* START MATERIAL FOR THIS TASK *

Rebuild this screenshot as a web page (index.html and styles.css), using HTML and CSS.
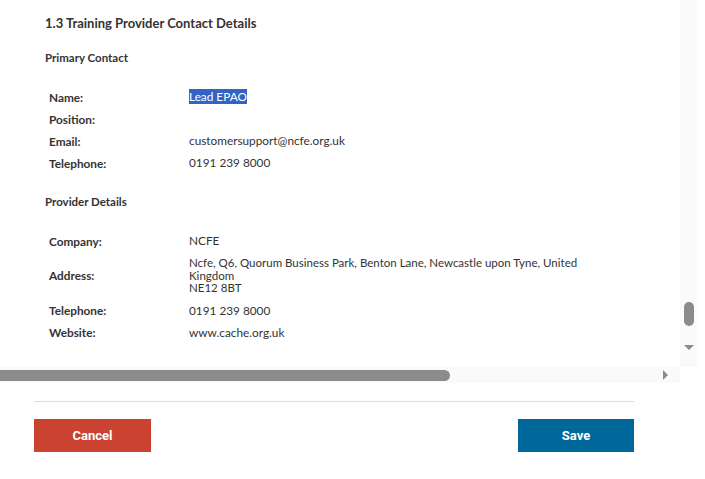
FILE: index.html
```html
<!DOCTYPE html>
<html>
<head>
<meta charset="utf-8">
<link rel="stylesheet" href="styles.css">
</head>
<body>
<div class="frame">
  <div class="viewport">
    <div class="content">
      <h2 class="title">1.3 Training Provider Contact Details</h2>
      <h3 class="sub">Primary Contact</h3>
      <table class="details">
        <tr><th>Name:</th><td><span class="sel">Lead EPAO</span></td></tr>
        <tr><th>Position:</th><td></td></tr>
        <tr><th>Email:</th><td>customersupport@ncfe.org.uk</td></tr>
        <tr><th>Telephone:</th><td>0191 239 8000</td></tr>
      </table>
      <h3 class="sub">Provider Details</h3>
      <table class="details">
        <tr><th>Company:</th><td>NCFE</td></tr>
        <tr><th>Address:</th><td class="addr">Ncfe, Q6, Quorum Business Park, Benton Lane, Newcastle upon Tyne, United Kingdom<br>NE12 8BT</td></tr>
        <tr><th>Telephone:</th><td>0191 239 8000</td></tr>
        <tr><th>Website:</th><td>www.cache.org.uk</td></tr>
      </table>
      <h3 class="sub">Apprenticeship Details and Employer Details</h3>
    </div>
    <div class="vbar">
      <div class="vspace"></div>
      <div class="vthumb"></div>
      <div class="varrow"></div>
    </div>
  </div>
  <div class="hbar">
    <div class="hthumb"></div>
    <div class="harrow"></div>
  </div>
</div>
<div class="footer">
  <div class="rule"></div>
  <div class="actions">
    <button class="btn cancel">Cancel</button>
    <button class="btn save">Save</button>
  </div>
</div>
</body>
</html>
```
FILE: styles.css
```css
html, body { margin: 0; padding: 0; background: #fff; }
body { width: 705px; height: 479px; overflow: hidden; font-family: Lato, "Open Sans", sans-serif; color: #333; }
.frame { width: 697px; }
.viewport { display: flex; height: 367px; overflow: hidden; }
.content { flex: 1; padding: 14px 0 0 45px; }
.title { margin: 0; font-size: 13px; font-weight: 700; color: #333; line-height: 18px; }
.sub { margin: 18px 0 0; font-size: 11.5px; font-weight: 700; line-height: 16px; color: #333; }
.details { border-collapse: collapse; margin: 20px 0 20px 0; font-size: 11.8px; }
.details th { text-align: left; font-weight: 700; width: 132px; padding: 3px 4px; height: 16px; vertical-align: middle; }
.details td { font-weight: 400; width: 400px; padding: 3px 4px; color: #333; line-height: 16px; }
.details td.addr { font-size: 11.5px; line-height: 12.5px; padding: 5px 4px; }
.sel { background: #3264c8; color: #fff; }
.vbar { width: 17px; background: #fafafa; display: flex; flex-direction: column; align-items: center; }
.vspace { height: 302px; }
.vthumb { width: 10px; height: 24px; border-radius: 5px; background: #8b8b8b; }
.varrow { margin-top: 19px; width: 0; height: 0; border-left: 5px solid transparent; border-right: 5px solid transparent; border-top: 5px solid #8b8b8b; }
.hbar { height: 16px; background: #fafafa; display: flex; align-items: center; width: 680px; }
.hthumb { width: 450px; height: 11px; background: #8b8b8b; border-radius: 0 6px 6px 0; }
.harrow { margin-left: 213px; width: 0; height: 0; border-top: 5px solid transparent; border-bottom: 5px solid transparent; border-left: 5px solid #8b8b8b; }
.footer { padding: 0 71px 0 34px; }
.rule { margin-top: 18px; height: 1px; background: #dcdcdc; }
.actions { display: flex; justify-content: space-between; margin-top: 17px; }
.btn { border: 0; height: 33px; width: 117px; color: #fff; font-family: "Liberation Sans Narrow", Roboto, sans-serif; font-size: 13px; font-weight: 700; padding: 0; }
.cancel { background: #cc4230; }
.save { background: #00679b; width: 116px; }
```
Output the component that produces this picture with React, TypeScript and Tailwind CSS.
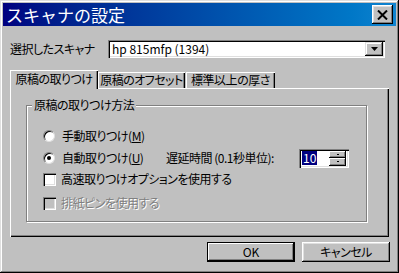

* END MATERIAL FOR THIS TASK *

* **STATED PROBLEM**
Every line of the records that includes the word "styles" should be gathered.

* **WRITTEN RESPONSE**
Rebuild this screenshot as a web page (index.html and styles.css), using HTML and CSS.
<link rel="stylesheet" href="styles.css">
FILE: styles.css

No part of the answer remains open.